I am trying to concatenate strings using parallel streams.
StringBuffer concat = Arrays.stream(grades)
.parallel()
.reduce(
new StringBuffer(),
(sb, s) -> sb.append(s),
(sb1, sb2) -> sb1.append(sb2)
);
Even though Using a collector(Mutable reduce) would be a better approach. I would like to know why this not returning correct result.
For Example, List<String> grades = List.of("A", "B");
While the non parallel version of this pipeline is working fine. The result I am seeing with this is BABA
, while it should just AB
.
I am already using StringBuffer
which is thread-safe instead of StringBuilder
.
I am also finding the same issue with the following code.
List<Integer> ages = people
.stream()
.parallel()
.reduce(
Collections.synchronizedList(new ArrayList<>()),
(list, p) -> { list.add(p.getAge()); return list; },
(list1, list2) -> { list1.addAll(list2) ; return list1; }
);
Here also, I am using a synchronised Collection, and all the methods are thread-safe.

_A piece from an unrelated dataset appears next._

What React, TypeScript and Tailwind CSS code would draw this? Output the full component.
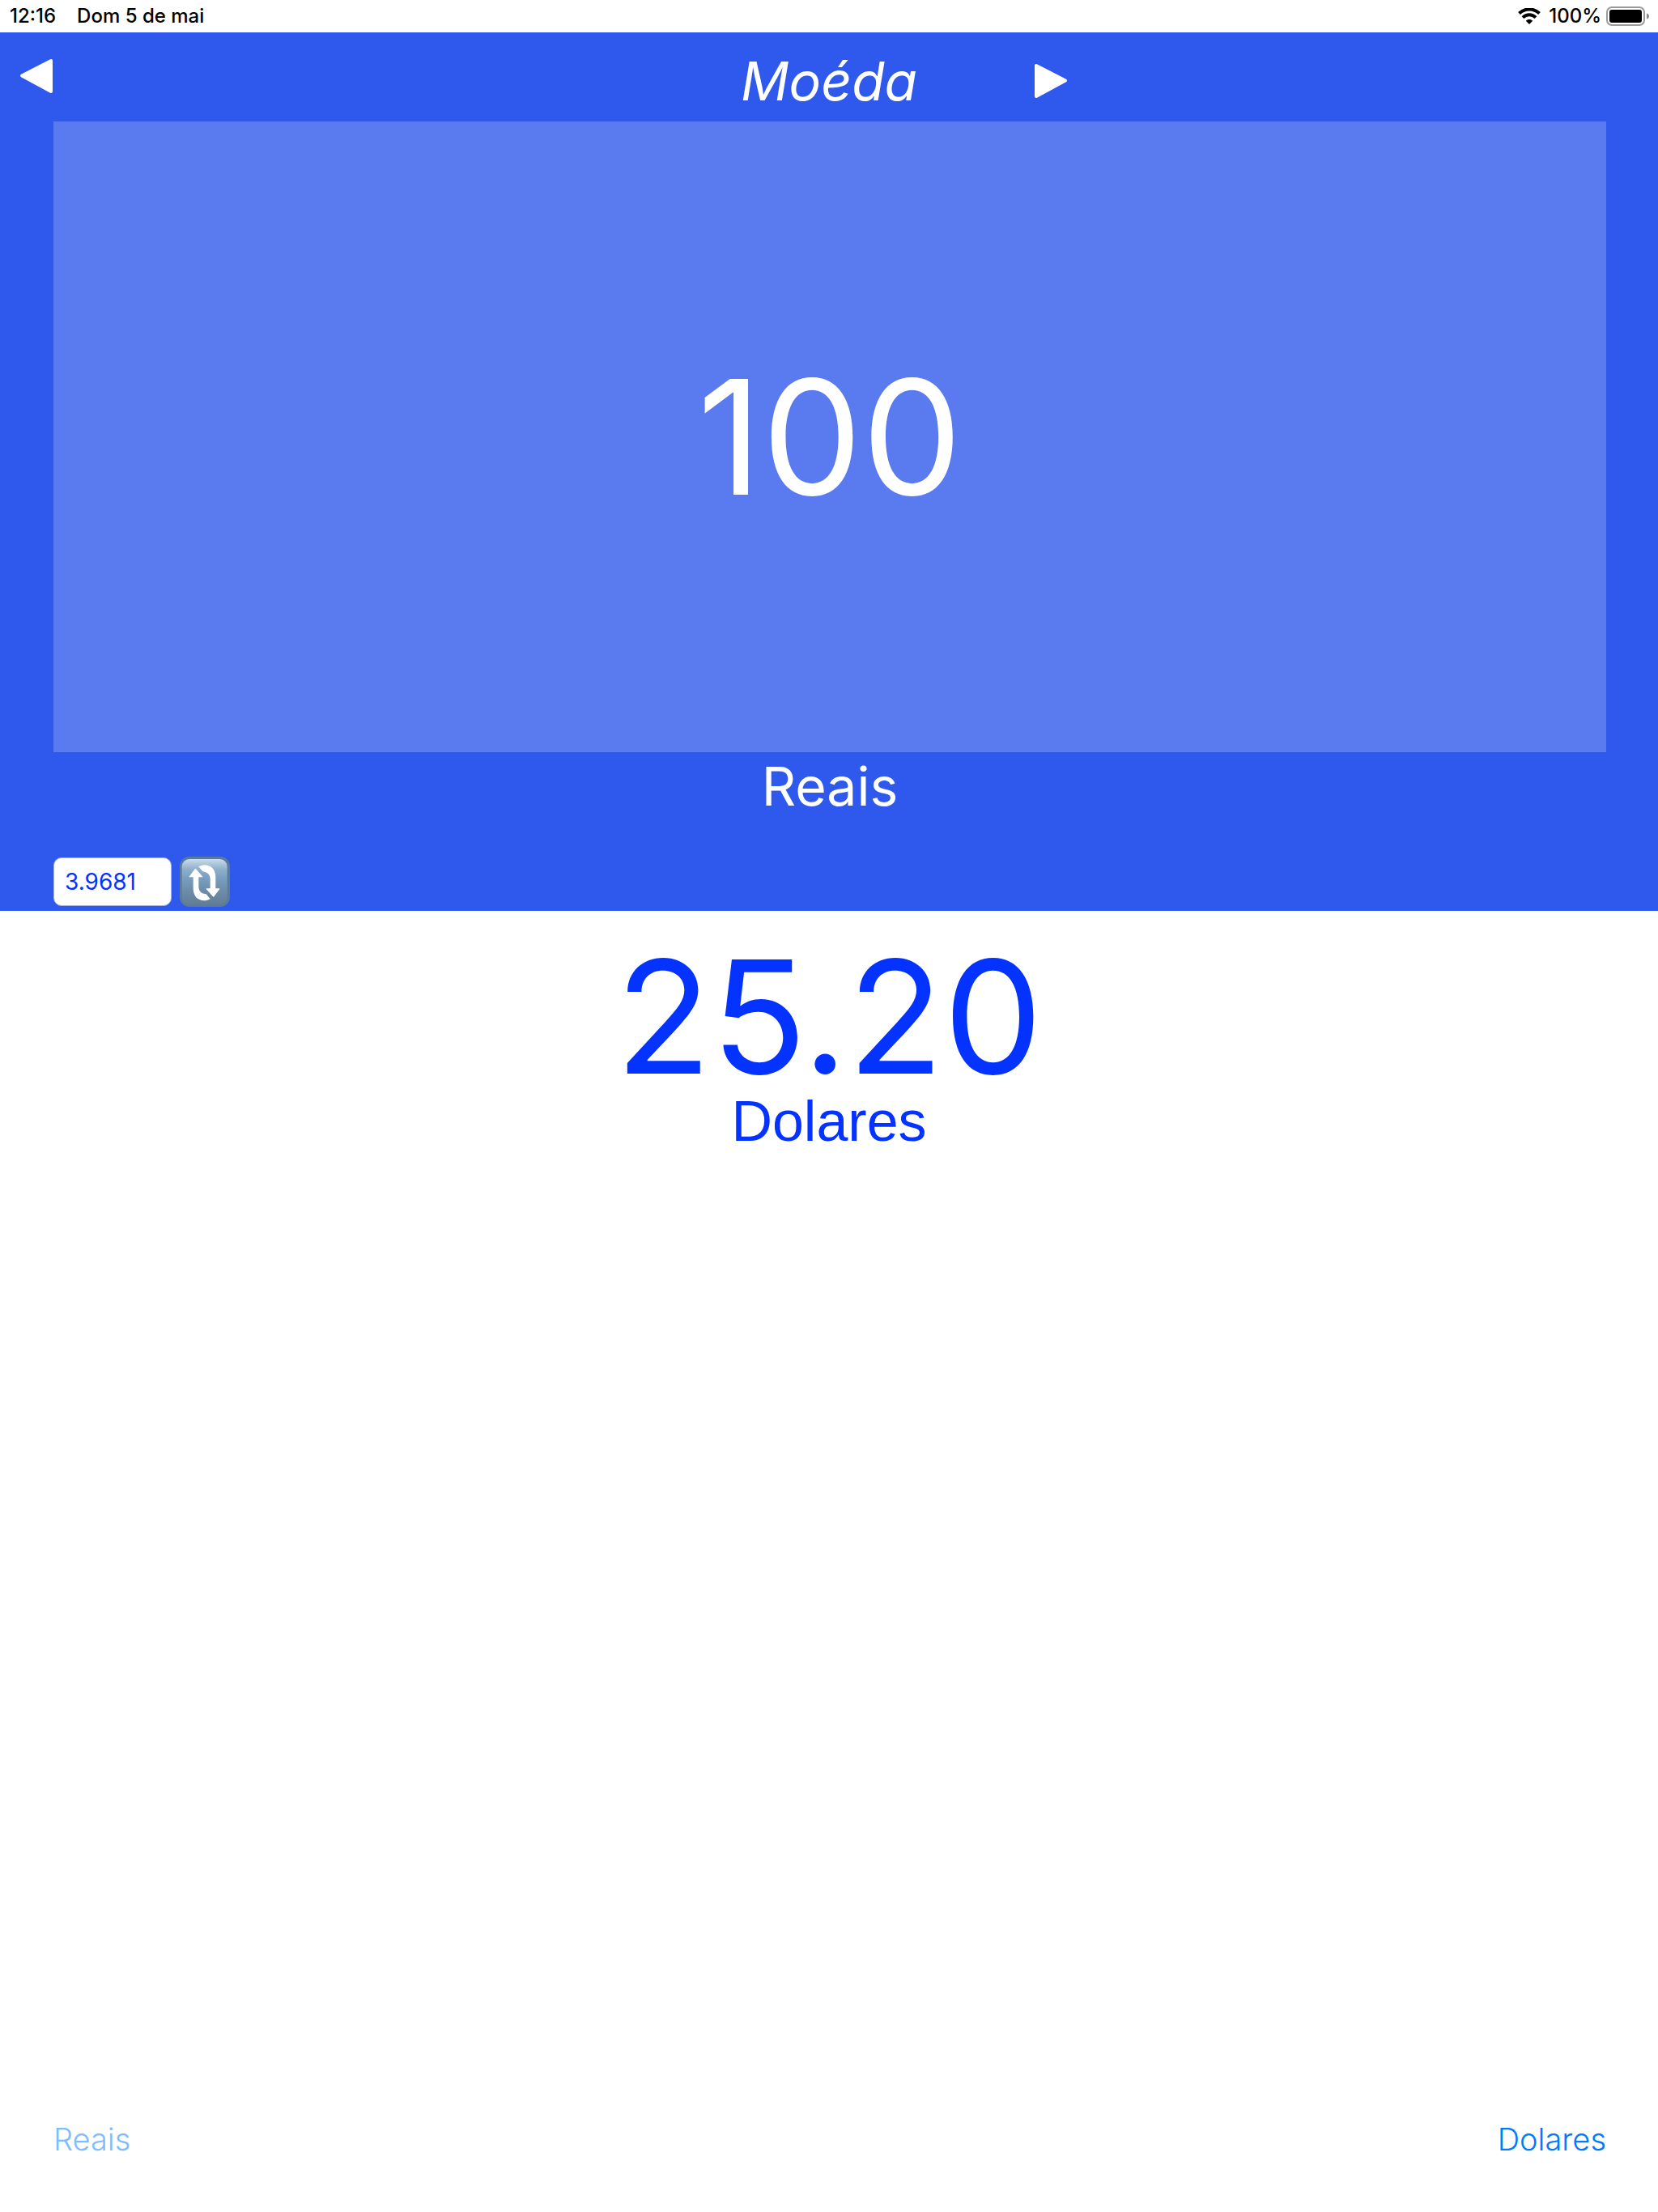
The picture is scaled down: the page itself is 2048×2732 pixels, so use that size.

And I see this on the Java docs
However, there are good reasons to prefer a reduce operation over a mutative accumulation such as the above. Not only is a reduction "more abstract" -- it operates on the stream as a whole rather than individual elements -- but a properly constructed reduce operation is inherently parallelizable, so long as the function(s) used to process the elements are associative and stateless. For example, given a stream of numbers for which we want to find the sum, we can write:
int sum = numbers.stream().reduce(0, (x,y) -> x+y); or: int sum = numbers.stream().reduce(0, Integer::sum); These reduction operations can run safely in parallel with almost no
modification:
int sum = numbers.parallelStream().reduce(0, Integer::sum); Reduction parallellizes well because the implementation can operate on
subsets of the data in parallel, and then combine the intermediate results to get the final correct answer. (Even if the language had a "parallel for-each" construct, the mutative accumulation approach would still required the developer to provide thread-safe updates to the shared accumulating variable sum, and the required synchronization would then likely eliminate any performance gain from parallelism.) Using reduce() instead removes all of the burden of parallelizing the reduction operation, and the library can provide an efficient parallel implementation with no additional synchronization required.
From this, I understand that, it is very well possible to have a parallel reduction.
Am I missing something here? Is use of thread-safe data structures not enough?